-- START OF DATA SECTION --

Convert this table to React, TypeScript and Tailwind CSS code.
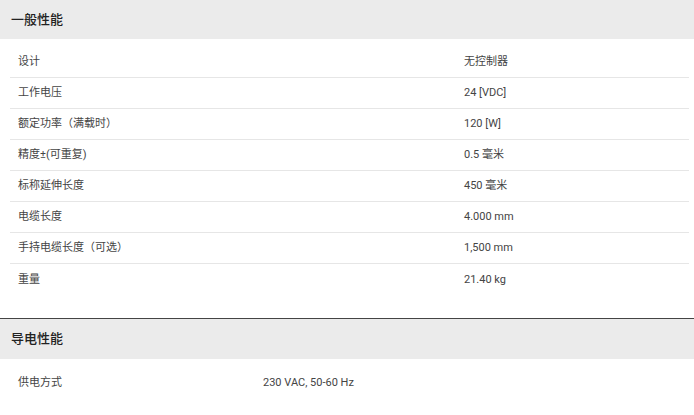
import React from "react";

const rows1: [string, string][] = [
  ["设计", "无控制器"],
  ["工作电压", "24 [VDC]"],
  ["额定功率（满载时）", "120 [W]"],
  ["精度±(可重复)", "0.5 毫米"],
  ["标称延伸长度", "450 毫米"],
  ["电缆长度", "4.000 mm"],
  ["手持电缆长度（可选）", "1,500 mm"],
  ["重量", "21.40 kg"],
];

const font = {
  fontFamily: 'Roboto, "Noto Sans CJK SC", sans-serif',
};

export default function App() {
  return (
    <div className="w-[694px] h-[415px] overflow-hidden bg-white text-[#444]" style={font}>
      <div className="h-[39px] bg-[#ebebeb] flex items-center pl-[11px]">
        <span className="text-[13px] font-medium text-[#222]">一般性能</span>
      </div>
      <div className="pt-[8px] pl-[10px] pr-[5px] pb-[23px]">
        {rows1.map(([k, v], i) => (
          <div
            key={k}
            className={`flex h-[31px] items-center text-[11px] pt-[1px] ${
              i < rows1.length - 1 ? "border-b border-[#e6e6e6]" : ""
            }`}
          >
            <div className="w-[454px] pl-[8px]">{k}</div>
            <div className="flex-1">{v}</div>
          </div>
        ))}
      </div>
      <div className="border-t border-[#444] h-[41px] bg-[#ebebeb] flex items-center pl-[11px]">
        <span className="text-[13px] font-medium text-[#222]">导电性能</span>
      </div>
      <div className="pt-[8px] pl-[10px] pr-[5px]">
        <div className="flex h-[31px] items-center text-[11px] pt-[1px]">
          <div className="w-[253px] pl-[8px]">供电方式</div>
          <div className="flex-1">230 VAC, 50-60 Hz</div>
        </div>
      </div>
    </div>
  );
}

-- END OF DATA SECTION --
-- START OF DATA SECTION --

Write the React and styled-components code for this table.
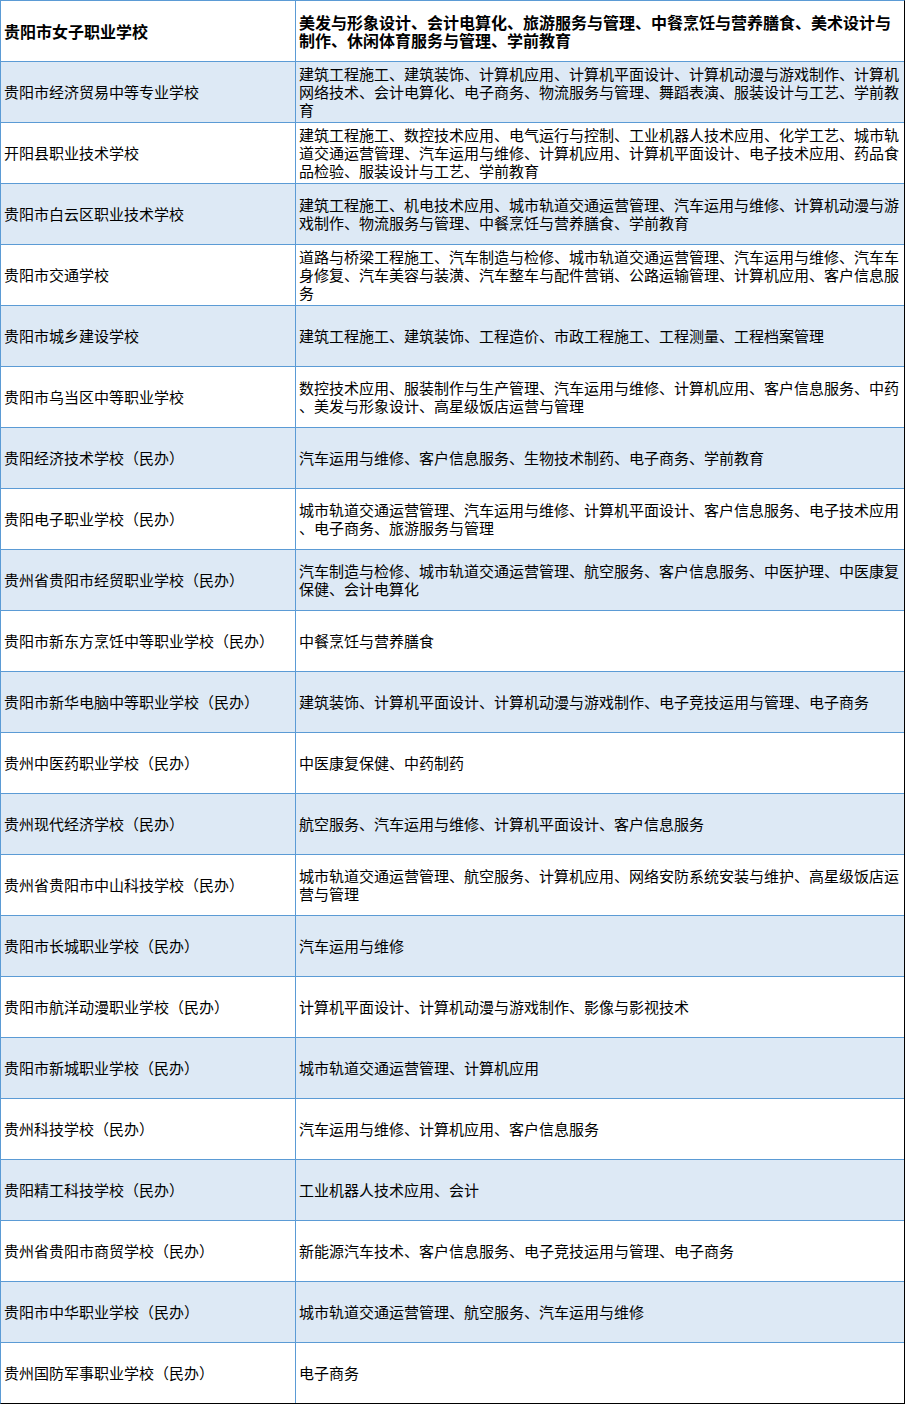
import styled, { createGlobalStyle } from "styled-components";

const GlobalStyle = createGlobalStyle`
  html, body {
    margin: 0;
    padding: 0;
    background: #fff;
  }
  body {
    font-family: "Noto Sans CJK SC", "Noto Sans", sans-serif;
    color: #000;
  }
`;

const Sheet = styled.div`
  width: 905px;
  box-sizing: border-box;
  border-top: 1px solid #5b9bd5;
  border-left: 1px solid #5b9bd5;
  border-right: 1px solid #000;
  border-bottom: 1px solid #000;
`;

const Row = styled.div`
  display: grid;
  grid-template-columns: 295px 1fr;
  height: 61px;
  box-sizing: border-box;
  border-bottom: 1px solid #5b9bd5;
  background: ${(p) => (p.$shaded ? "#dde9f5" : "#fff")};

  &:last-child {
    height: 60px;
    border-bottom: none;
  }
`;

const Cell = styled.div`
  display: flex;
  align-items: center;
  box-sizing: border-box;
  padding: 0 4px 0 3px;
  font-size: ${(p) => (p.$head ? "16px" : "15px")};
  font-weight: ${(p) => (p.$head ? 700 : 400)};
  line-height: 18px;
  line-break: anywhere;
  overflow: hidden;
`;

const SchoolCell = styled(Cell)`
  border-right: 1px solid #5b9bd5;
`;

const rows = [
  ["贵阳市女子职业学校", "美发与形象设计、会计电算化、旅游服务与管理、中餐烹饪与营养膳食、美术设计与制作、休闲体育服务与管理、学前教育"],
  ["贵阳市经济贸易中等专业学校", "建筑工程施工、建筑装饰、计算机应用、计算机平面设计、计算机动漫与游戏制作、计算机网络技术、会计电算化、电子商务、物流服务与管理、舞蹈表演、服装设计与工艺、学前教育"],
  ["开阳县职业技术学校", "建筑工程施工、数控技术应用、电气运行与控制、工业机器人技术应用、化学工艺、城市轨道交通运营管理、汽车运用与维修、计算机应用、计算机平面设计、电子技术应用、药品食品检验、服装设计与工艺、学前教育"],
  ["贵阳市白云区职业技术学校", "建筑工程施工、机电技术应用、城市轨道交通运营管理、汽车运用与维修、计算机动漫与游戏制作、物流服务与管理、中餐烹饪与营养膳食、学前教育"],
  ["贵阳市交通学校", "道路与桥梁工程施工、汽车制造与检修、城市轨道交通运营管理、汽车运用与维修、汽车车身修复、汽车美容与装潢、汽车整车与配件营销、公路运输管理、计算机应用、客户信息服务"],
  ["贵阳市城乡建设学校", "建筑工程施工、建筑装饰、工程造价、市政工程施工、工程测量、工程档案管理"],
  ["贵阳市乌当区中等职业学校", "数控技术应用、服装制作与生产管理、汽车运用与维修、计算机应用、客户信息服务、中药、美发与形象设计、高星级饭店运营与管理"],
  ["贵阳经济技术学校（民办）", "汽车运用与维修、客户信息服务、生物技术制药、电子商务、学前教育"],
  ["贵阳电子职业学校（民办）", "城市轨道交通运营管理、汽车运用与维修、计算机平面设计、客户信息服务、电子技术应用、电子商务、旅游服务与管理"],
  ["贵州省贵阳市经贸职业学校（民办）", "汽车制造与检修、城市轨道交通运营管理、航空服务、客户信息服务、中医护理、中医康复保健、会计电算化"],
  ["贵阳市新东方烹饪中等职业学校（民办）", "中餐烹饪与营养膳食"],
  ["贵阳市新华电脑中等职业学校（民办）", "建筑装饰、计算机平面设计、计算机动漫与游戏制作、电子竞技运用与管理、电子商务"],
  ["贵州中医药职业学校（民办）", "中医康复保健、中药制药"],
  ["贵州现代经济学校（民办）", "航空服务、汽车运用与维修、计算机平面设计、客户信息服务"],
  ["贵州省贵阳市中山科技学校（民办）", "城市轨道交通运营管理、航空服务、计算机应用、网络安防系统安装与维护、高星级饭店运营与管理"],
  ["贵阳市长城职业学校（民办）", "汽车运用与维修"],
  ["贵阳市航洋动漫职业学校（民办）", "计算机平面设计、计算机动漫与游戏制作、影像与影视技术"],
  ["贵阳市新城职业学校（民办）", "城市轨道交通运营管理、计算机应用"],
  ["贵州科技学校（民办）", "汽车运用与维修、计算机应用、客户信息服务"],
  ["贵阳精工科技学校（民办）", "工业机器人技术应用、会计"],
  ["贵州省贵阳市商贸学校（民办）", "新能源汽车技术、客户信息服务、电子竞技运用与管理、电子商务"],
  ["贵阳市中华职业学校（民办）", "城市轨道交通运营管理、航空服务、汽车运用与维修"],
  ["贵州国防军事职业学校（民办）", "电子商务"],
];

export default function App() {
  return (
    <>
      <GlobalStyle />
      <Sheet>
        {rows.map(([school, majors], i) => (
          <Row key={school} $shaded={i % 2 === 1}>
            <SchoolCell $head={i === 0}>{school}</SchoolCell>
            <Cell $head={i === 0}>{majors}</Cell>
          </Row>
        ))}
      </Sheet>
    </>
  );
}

-- END OF DATA SECTION --

__GIVEN INSTRUCTION__
Gather up, from the records above, each line where the word "table" appears.

__THE OUTPUT__
Convert this table to React, TypeScript and Tailwind CSS code.
Write the React and styled-components code for this table.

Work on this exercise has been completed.